Aufbruch nach Serbien
Knezevic schnürte daraufhin wieder die Handschuhe und wurde mit 18 Jahren in seinem erst dritten Kampf österreichischer Amateurmeister im Boxen. Zwei Jahre später nahm sich Ex-Weltmeister Edip Sekowitsch der Profi-Karriere von Knezevic an. Doch es war schwierig, in Wien Sponsoren zu finden. So boxte der Wiener 2005 in Serbien, im Heimatland seiner Eltern. “Ich habe einen Vertrag mit dem Nationalsender erhalten, man sah meine Kämpfe live. Wenn ich heute dort auf der Straße spazieren gehe, gibt es niemanden, der mich nicht kennt. Aber ich habe dann mit Edip gesprochen, denn ich wollte etwas für Wien tun. In Serbien gibt es genug Europa- und Weltmeister. In Wien gibt es keinen.”

Rückkehr nach Wien
Mit dem Internationalen Meistertitel von Serbien im Gepäck kehrte Knezevic wieder nach Wien zurück. Seinen zweiten Titel, die Internationale österreichische Meisterschaft, errang “Lionheart” im Oktober 2008 – nur zwei Monate, nachdem sein Trainer und Mentor Sekowitsch am Wiedner Gürtel erstochen worden war. “Seit Edip tot ist, kämpfe ich alleine”, sagt Knezevic, der seither bei seinen Kämpfen mit einem Bild des “Stiers von Serbien” auftritt.

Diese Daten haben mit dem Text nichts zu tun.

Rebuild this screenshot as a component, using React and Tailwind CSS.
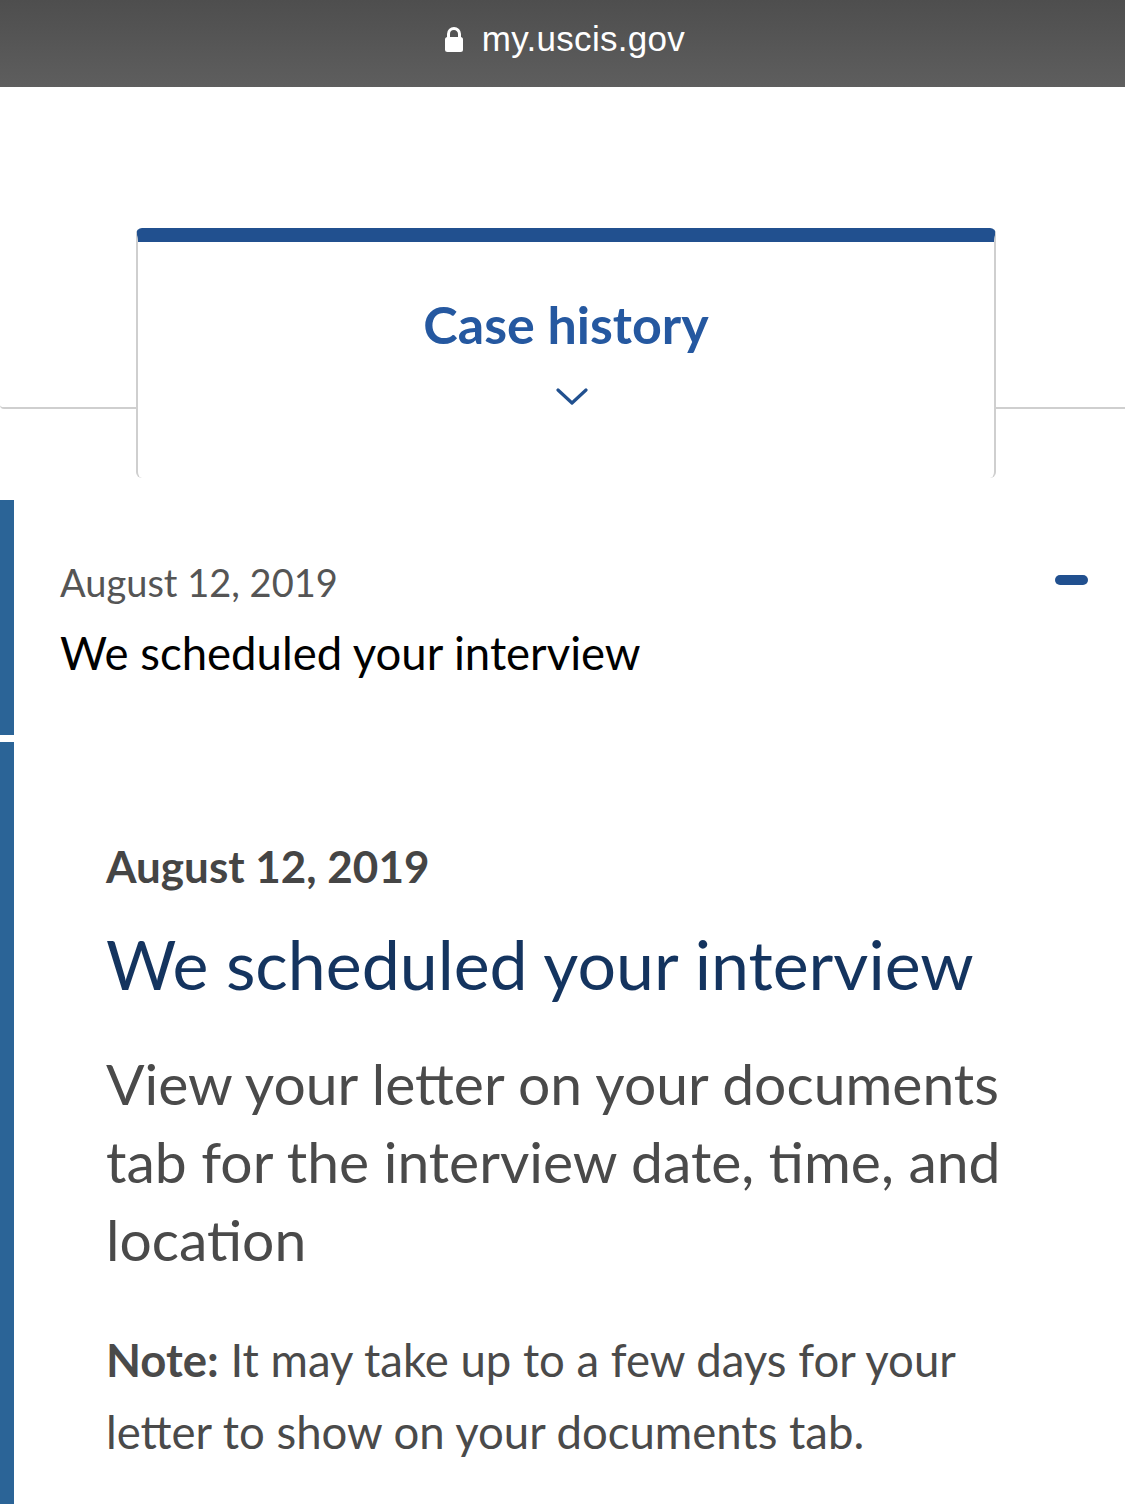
import React from 'react';

const LockIcon = () => (
  <svg width="20" height="27" viewBox="0 0 20 27" className="block">
    <path d="M4.5 12V8a5.5 5.5 0 0 1 11 0v4" fill="none" stroke="#fff" strokeWidth="3" />
    <rect x="1" y="11" width="18" height="15" rx="2.5" fill="#fff" />
  </svg>
);

const Chevron = () => (
  <svg width="32" height="18" viewBox="0 0 32 18" className="block">
    <path d="M2 2l14 13L30 2" fill="none" stroke="#21508f" strokeWidth="3.2" strokeLinecap="round" strokeLinejoin="round" />
  </svg>
);

const App = () => {
  return (
    <div className="w-[1125px] h-[1504px] bg-white overflow-hidden font-['Lato','Noto_Sans',sans-serif]">
      {/* browser url bar */}
      <header className="h-[87px] bg-gradient-to-b from-[#4e4e4e] to-[#5e5e5e] flex items-center justify-center gap-[18px] pl-[4px] pb-[8px]">
        <LockIcon />
        <span className="text-white text-[35px] font-['Liberation_Sans',sans-serif] tracking-[0.3px]">my.uscis.gov</span>
      </header>

      {/* tab row */}
      <div className="flex items-start mt-[141px]">
        <div className="w-[136px] h-[181px] border-b-2 border-[#cfcfcf] rounded-bl-sm" />
        <div className="w-[860px] h-[250px] border-t-[14px] border-x-2 border-t-[#21508f] border-x-[#cfcfcf] rounded-t-md rounded-b-md flex flex-col items-center pt-[52px]">
          <h2 className="text-[52px] leading-[60px] font-bold text-[#2558a0]">Case history</h2>
          <div className="mt-[34px] ml-[12px]">
            <Chevron />
          </div>
        </div>
        <div className="flex-1 h-[181px] border-b-2 border-[#cfcfcf]" />
      </div>

      {/* history list */}
      <div className="mt-[22px] flex flex-col gap-[7px]">
        <div className="flex h-[235px]">
          <div className="w-[14px] bg-[#2b6497]" />
          <div className="flex-1 flex justify-between pl-[46px] pr-[37px] pt-[58px]">
            <div>
              <p className="text-[38px] leading-[48px] text-[#555555]">August 12, 2019</p>
              <p className="mt-[21px] text-[45.5px] leading-[52px] text-black">We scheduled your interview</p>
            </div>
            <div className="w-[33px] h-[10px] rounded-full bg-[#21508f] mt-[17px]" />
          </div>
        </div>

        <div className="flex h-[780px]">
          <div className="w-[14px] bg-[#2b6497]" />
          <div className="flex-1 pl-[92px] pr-[20px] pt-[98px]">
            <p className="text-[44px] leading-[52px] font-bold text-[#454545]">August 12, 2019</p>
            <h1 className="mt-[34px] text-[68px] leading-[76px] text-[#14345f]">We scheduled your interview</h1>
            <p className="mt-[42px] text-[57px] leading-[78px] text-[#4a4a4a]">
              View your letter on your documents<br />
              tab for the interview date, time, and<br />
              location
            </p>
            <p className="mt-[46px] text-[45.5px] leading-[72px] text-[#4a4a4a]">
              <span className="font-bold">Note:</span> It may take up to a few days for your<br />
              letter to show on your documents tab.
            </p>
          </div>
        </div>
      </div>
    </div>
  );
};

export default App;
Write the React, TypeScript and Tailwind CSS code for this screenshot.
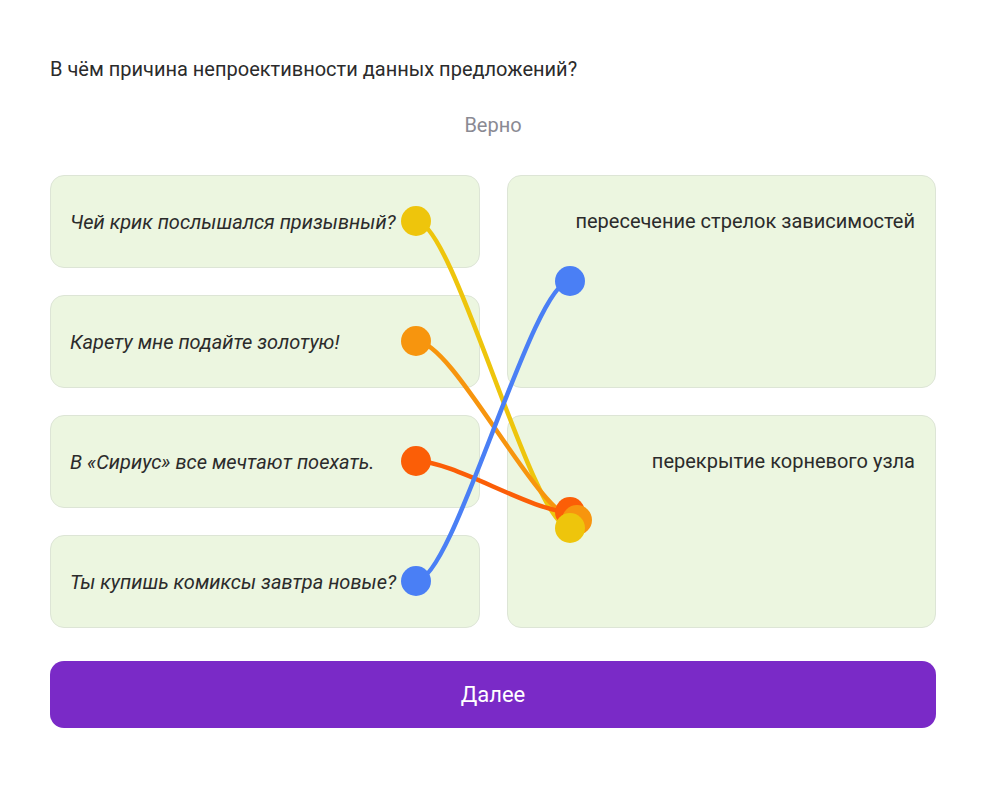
import React from 'react';

const sentences = [
  'Чей крик послышался призывный?',
  'Карету мне подайте золотую!',
  'В «Сириус» все мечтают поехать.',
  'Ты купишь комиксы завтра новые?',
];

const answers = ['пересечение стрелок зависимостей', 'перекрытие корневого узла'];

// coordinates inside the board (board starts at 50,175)
const links = [
  { color: '#EEC50C', from: [366, 46], to: [520, 353] },
  { color: '#F7950E', from: [366, 166], to: [527, 345] },
  { color: '#FB5E07', from: [366, 286], to: [520, 337] },
  { color: '#4A7FF5', from: [366, 406], to: [520, 106] },
];

const curve = (a: number[], b: number[]) => {
  const dx = 38;
  return `M${a[0]} ${a[1]} C${a[0] + dx} ${a[1]} ${b[0] - dx} ${b[1]} ${b[0]} ${b[1]}`;
};

const App = () => {
  return (
    <div
      className="min-h-screen bg-white px-[50px] pt-[55px] text-[#2b2b2b]"
      style={{ fontFamily: 'Roboto, "Noto Sans", sans-serif' }}
    >
      <div className="w-[886px]">
        <h1 className="text-[20px] leading-[28px]">
          В чём причина непроективности данных предложений?
        </h1>

        <p className="mt-[28px] text-center text-[20px] leading-[28px] text-[#8a8a93]">
          Верно
        </p>

        <div className="relative mt-[36px]">
          <div className="grid grid-cols-2 gap-x-[27px]">
            <div className="flex flex-col gap-[27px]">
              {sentences.map((s) => (
                <div
                  key={s}
                  className="flex h-[93px] items-center rounded-[14px] border border-[#dde5d6] bg-[#ecf6e0] px-[19px] text-[20px] italic"
                >
                  {s}
                </div>
              ))}
            </div>
            <div className="flex flex-col gap-[27px]">
              {answers.map((a) => (
                <div
                  key={a}
                  className="h-[213px] rounded-[14px] border border-[#dde5d6] bg-[#ecf6e0] px-[20px] pt-[31px] text-right text-[20px] leading-[28px]"
                >
                  {a}
                </div>
              ))}
            </div>
          </div>

          <svg
            className="pointer-events-none absolute inset-0 overflow-visible"
            width="886"
            height="453"
          >
            {links.map((l) => (
              <path
                key={l.color}
                d={curve(l.from, l.to)}
                stroke={l.color}
                strokeWidth="4.5"
                fill="none"
                strokeLinecap="round"
              />
            ))}
            {links.map((l) => (
              <circle key={l.color + 'a'} cx={l.from[0]} cy={l.from[1]} r="15" fill={l.color} />
            ))}
            <circle cx="520" cy="106" r="15" fill="#4A7FF5" />
            <circle cx="520" cy="337" r="15" fill="#FB5E07" />
            <circle cx="527" cy="345" r="15" fill="#F7950E" />
            <circle cx="520" cy="353" r="15" fill="#EEC50C" />
          </svg>
        </div>

        <button className="mt-[33px] flex h-[67px] w-full items-center justify-center rounded-[14px] bg-[#7a2ac7] text-[22px] text-white">
          Далее
        </button>
      </div>
    </div>
  );
};

export default App;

“Für mich gibt es keine Niederlage”
Knezevic’ Kampfgeist ist ungebrochen. “So schnell, wie du oben bist, bist du auch wieder unten. Es gibt keinen Unschlagbaren, keinen Besten und keinen Schönsten. Da steckt zum Teil Arbeit dahinter und viel Ehrgeiz – aber noch mehr Glück. Was ich der Jugend mitgeben will ist, dass man kämpft. Egal, was passiert. Auch wenn man verliert. Denn wenn man nicht kämpft, dann hat man keine Chance”, umreißt “Lionheart” seine Philosophie. “Für mich gibt es keine Niederlage. Das will ich gar nicht hören. Ich kämpfe mein ganzes Leben. Und ich weiß nicht, was ich ohne Kampf tun würde.”

“Ich nin ein Entertainer”
Seinen Sport begreift der Boxer zu einem kleinen, aber nicht unwesentlichen Teil auch als Show. “Ich sehe mich als Entertainer, und wenn die Leute mich sehen, dann sollen sie ihre Probleme vergessen. Die Leute wollen einen Kämpfer sehen. Wenn ich vorher sage, dass mein Gegner ein netter Kerl ist und ich ihn gern habe – wer soll sich diesen Kampf anschauen wollen? Du musst sagen: Ich werde ihn vernichten.”

“Ich mag es nicht, wenn man mich lobt”
Nach seinen Kämpfen fuhr Knezevic in Sekowitsch’ Lokal, um sich mit dem Coach das Video anzusehen. “Ich wollte seinen Kommentar hören. Ich mag es nicht, man mich lobt. Ich gebe erst richtig Gas, wenn Kritik kommt. Das ist für mich wie ein Motor. Edip hat immer gesagt: Gut, aber es geht noch besser. Ich habe gesagt: Ok, das nächste Mal zeig’ ich’s dir.” Diesmal will es Gogi Knezevic ganz Wien zeigen.